— START OF Source excerpt —
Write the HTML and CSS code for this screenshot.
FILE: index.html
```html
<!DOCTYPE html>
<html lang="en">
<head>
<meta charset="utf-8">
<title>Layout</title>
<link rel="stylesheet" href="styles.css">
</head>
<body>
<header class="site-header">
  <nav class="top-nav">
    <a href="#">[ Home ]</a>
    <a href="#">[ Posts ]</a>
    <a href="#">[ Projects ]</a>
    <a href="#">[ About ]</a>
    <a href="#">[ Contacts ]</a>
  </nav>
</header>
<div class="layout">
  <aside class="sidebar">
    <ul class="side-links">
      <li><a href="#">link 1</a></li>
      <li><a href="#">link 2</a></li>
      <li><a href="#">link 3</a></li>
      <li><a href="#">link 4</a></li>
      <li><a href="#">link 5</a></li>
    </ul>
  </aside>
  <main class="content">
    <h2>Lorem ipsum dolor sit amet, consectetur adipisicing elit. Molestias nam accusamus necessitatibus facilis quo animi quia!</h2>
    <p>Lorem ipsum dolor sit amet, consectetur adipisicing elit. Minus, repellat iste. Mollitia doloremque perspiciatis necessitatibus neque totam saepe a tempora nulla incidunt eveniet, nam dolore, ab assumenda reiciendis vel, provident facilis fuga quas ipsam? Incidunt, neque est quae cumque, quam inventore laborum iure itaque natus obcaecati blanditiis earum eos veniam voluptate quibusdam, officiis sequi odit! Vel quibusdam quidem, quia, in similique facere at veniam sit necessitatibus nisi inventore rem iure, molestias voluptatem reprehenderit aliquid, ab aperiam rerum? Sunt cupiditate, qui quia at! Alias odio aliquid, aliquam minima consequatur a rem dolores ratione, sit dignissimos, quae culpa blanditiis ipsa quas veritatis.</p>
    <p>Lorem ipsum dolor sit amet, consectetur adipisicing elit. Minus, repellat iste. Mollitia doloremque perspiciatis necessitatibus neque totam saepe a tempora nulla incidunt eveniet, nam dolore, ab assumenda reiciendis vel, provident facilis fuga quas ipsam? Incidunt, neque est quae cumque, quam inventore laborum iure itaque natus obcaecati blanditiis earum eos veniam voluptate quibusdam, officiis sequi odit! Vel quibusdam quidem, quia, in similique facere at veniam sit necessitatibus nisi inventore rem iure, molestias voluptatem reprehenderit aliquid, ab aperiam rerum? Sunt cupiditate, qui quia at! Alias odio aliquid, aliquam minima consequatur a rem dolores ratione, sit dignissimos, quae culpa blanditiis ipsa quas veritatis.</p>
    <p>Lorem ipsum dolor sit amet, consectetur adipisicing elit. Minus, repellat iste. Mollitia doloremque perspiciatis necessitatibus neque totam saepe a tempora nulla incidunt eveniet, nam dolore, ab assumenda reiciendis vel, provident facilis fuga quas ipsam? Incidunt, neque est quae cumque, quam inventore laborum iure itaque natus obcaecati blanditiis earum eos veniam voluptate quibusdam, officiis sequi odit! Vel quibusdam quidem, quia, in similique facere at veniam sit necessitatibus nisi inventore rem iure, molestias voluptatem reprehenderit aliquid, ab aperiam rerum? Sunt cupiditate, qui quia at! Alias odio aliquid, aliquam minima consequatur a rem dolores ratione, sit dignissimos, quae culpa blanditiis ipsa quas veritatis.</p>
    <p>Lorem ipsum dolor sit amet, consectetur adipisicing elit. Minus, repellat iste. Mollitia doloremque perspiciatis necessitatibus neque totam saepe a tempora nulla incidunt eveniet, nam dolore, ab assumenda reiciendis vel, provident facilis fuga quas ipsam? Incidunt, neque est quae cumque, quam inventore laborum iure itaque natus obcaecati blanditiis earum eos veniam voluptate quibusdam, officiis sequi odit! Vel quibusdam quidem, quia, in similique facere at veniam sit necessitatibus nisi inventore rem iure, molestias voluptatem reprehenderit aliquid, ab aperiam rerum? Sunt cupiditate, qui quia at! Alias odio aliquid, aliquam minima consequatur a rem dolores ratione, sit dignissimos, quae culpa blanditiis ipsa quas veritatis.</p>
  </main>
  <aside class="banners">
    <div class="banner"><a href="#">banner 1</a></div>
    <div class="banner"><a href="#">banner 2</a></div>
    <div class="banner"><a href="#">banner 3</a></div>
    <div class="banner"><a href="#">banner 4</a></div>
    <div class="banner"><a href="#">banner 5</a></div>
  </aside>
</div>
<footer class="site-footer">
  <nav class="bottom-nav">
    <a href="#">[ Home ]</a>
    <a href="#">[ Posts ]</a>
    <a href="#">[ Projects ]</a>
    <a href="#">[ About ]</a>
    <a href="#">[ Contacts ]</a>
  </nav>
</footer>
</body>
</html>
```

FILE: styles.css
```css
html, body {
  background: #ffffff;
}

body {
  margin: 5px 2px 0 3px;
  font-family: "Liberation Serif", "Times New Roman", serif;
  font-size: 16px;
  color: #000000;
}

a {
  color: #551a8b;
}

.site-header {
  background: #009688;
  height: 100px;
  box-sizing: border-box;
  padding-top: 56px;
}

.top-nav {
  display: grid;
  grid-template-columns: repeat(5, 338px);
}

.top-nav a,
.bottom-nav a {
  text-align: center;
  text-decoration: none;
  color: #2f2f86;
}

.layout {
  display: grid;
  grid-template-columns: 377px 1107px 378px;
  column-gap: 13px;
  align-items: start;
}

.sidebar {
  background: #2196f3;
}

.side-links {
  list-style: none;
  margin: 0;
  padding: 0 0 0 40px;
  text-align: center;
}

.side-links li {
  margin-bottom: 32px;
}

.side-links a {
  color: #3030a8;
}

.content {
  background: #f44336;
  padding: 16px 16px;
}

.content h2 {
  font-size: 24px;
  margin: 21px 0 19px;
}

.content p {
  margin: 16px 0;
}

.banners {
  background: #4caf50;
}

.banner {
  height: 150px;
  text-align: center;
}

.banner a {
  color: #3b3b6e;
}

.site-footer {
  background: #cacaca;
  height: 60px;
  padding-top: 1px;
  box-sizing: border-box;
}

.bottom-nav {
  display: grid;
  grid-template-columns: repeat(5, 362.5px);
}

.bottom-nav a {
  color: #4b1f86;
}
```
— END OF Source excerpt —
### To do
Retype all of the data shown above, word for word.

### Solution below
Write the HTML and CSS code for this screenshot.
FILE: index.html
```html
<!DOCTYPE html>
<html lang="en">
<head>
<meta charset="utf-8">
<title>Layout</title>
<link rel="stylesheet" href="styles.css">
</head>
<body>
<header class="site-header">
  <nav class="top-nav">
    <a href="#">[ Home ]</a>
    <a href="#">[ Posts ]</a>
    <a href="#">[ Projects ]</a>
    <a href="#">[ About ]</a>
    <a href="#">[ Contacts ]</a>
  </nav>
</header>
<div class="layout">
  <aside class="sidebar">
    <ul class="side-links">
      <li><a href="#">link 1</a></li>
      <li><a href="#">link 2</a></li>
      <li><a href="#">link 3</a></li>
      <li><a href="#">link 4</a></li>
      <li><a href="#">link 5</a></li>
    </ul>
  </aside>
  <main class="content">
    <h2>Lorem ipsum dolor sit amet, consectetur adipisicing elit. Molestias nam accusamus necessitatibus facilis quo animi quia!</h2>
    <p>Lorem ipsum dolor sit amet, consectetur adipisicing elit. Minus, repellat iste. Mollitia doloremque perspiciatis necessitatibus neque totam saepe a tempora nulla incidunt eveniet, nam dolore, ab assumenda reiciendis vel, provident facilis fuga quas ipsam? Incidunt, neque est quae cumque, quam inventore laborum iure itaque natus obcaecati blanditiis earum eos veniam voluptate quibusdam, officiis sequi odit! Vel quibusdam quidem, quia, in similique facere at veniam sit necessitatibus nisi inventore rem iure, molestias voluptatem reprehenderit aliquid, ab aperiam rerum? Sunt cupiditate, qui quia at! Alias odio aliquid, aliquam minima consequatur a rem dolores ratione, sit dignissimos, quae culpa blanditiis ipsa quas veritatis.</p>
    <p>Lorem ipsum dolor sit amet, consectetur adipisicing elit. Minus, repellat iste. Mollitia doloremque perspiciatis necessitatibus neque totam saepe a tempora nulla incidunt eveniet, nam dolore, ab assumenda reiciendis vel, provident facilis fuga quas ipsam? Incidunt, neque est quae cumque, quam inventore laborum iure itaque natus obcaecati blanditiis earum eos veniam voluptate quibusdam, officiis sequi odit! Vel quibusdam quidem, quia, in similique facere at veniam sit necessitatibus nisi inventore rem iure, molestias voluptatem reprehenderit aliquid, ab aperiam rerum? Sunt cupiditate, qui quia at! Alias odio aliquid, aliquam minima consequatur a rem dolores ratione, sit dignissimos, quae culpa blanditiis ipsa quas veritatis.</p>
    <p>Lorem ipsum dolor sit amet, consectetur adipisicing elit. Minus, repellat iste. Mollitia doloremque perspiciatis necessitatibus neque totam saepe a tempora nulla incidunt eveniet, nam dolore, ab assumenda reiciendis vel, provident facilis fuga quas ipsam? Incidunt, neque est quae cumque, quam inventore laborum iure itaque natus obcaecati blanditiis earum eos veniam voluptate quibusdam, officiis sequi odit! Vel quibusdam quidem, quia, in similique facere at veniam sit necessitatibus nisi inventore rem iure, molestias voluptatem reprehenderit aliquid, ab aperiam rerum? Sunt cupiditate, qui quia at! Alias odio aliquid, aliquam minima consequatur a rem dolores ratione, sit dignissimos, quae culpa blanditiis ipsa quas veritatis.</p>
    <p>Lorem ipsum dolor sit amet, consectetur adipisicing elit. Minus, repellat iste. Mollitia doloremque perspiciatis necessitatibus neque totam saepe a tempora nulla incidunt eveniet, nam dolore, ab assumenda reiciendis vel, provident facilis fuga quas ipsam? Incidunt, neque est quae cumque, quam inventore laborum iure itaque natus obcaecati blanditiis earum eos veniam voluptate quibusdam, officiis sequi odit! Vel quibusdam quidem, quia, in similique facere at veniam sit necessitatibus nisi inventore rem iure, molestias voluptatem reprehenderit aliquid, ab aperiam rerum? Sunt cupiditate, qui quia at! Alias odio aliquid, aliquam minima consequatur a rem dolores ratione, sit dignissimos, quae culpa blanditiis ipsa quas veritatis.</p>
  </main>
  <aside class="banners">
    <div class="banner"><a href="#">banner 1</a></div>
    <div class="banner"><a href="#">banner 2</a></div>
    <div class="banner"><a href="#">banner 3</a></div>
    <div class="banner"><a href="#">banner 4</a></div>
    <div class="banner"><a href="#">banner 5</a></div>
  </aside>
</div>
<footer class="site-footer">
  <nav class="bottom-nav">
    <a href="#">[ Home ]</a>
    <a href="#">[ Posts ]</a>
    <a href="#">[ Projects ]</a>
    <a href="#">[ About ]</a>
    <a href="#">[ Contacts ]</a>
  </nav>
</footer>
</body>
</html>
```

FILE: styles.css
```css
html, body {
  background: #ffffff;
}

body {
  margin: 5px 2px 0 3px;
  font-family: "Liberation Serif", "Times New Roman", serif;
  font-size: 16px;
  color: #000000;
}

a {
  color: #551a8b;
}

.site-header {
  background: #009688;
  height: 100px;
  box-sizing: border-box;
  padding-top: 56px;
}

.top-nav {
  display: grid;
  grid-template-columns: repeat(5, 338px);
}

.top-nav a,
.bottom-nav a {
  text-align: center;
  text-decoration: none;
  color: #2f2f86;
}

.layout {
  display: grid;
  grid-template-columns: 377px 1107px 378px;
  column-gap: 13px;
  align-items: start;
}

.sidebar {
  background: #2196f3;
}

.side-links {
  list-style: none;
  margin: 0;
  padding: 0 0 0 40px;
  text-align: center;
}

.side-links li {
  margin-bottom: 32px;
}

.side-links a {
  color: #3030a8;
}

.content {
  background: #f44336;
  padding: 16px 16px;
}

.content h2 {
  font-size: 24px;
  margin: 21px 0 19px;
}

.content p {
  margin: 16px 0;
}

.banners {
  background: #4caf50;
}

.banner {
  height: 150px;
  text-align: center;
}

.banner a {
  color: #3b3b6e;
}

.site-footer {
  background: #cacaca;
  height: 60px;
  padding-top: 1px;
  box-sizing: border-box;
}

.bottom-nav {
  display: grid;
  grid-template-columns: repeat(5, 362.5px);
}

.bottom-nav a {
  color: #4b1f86;
}
```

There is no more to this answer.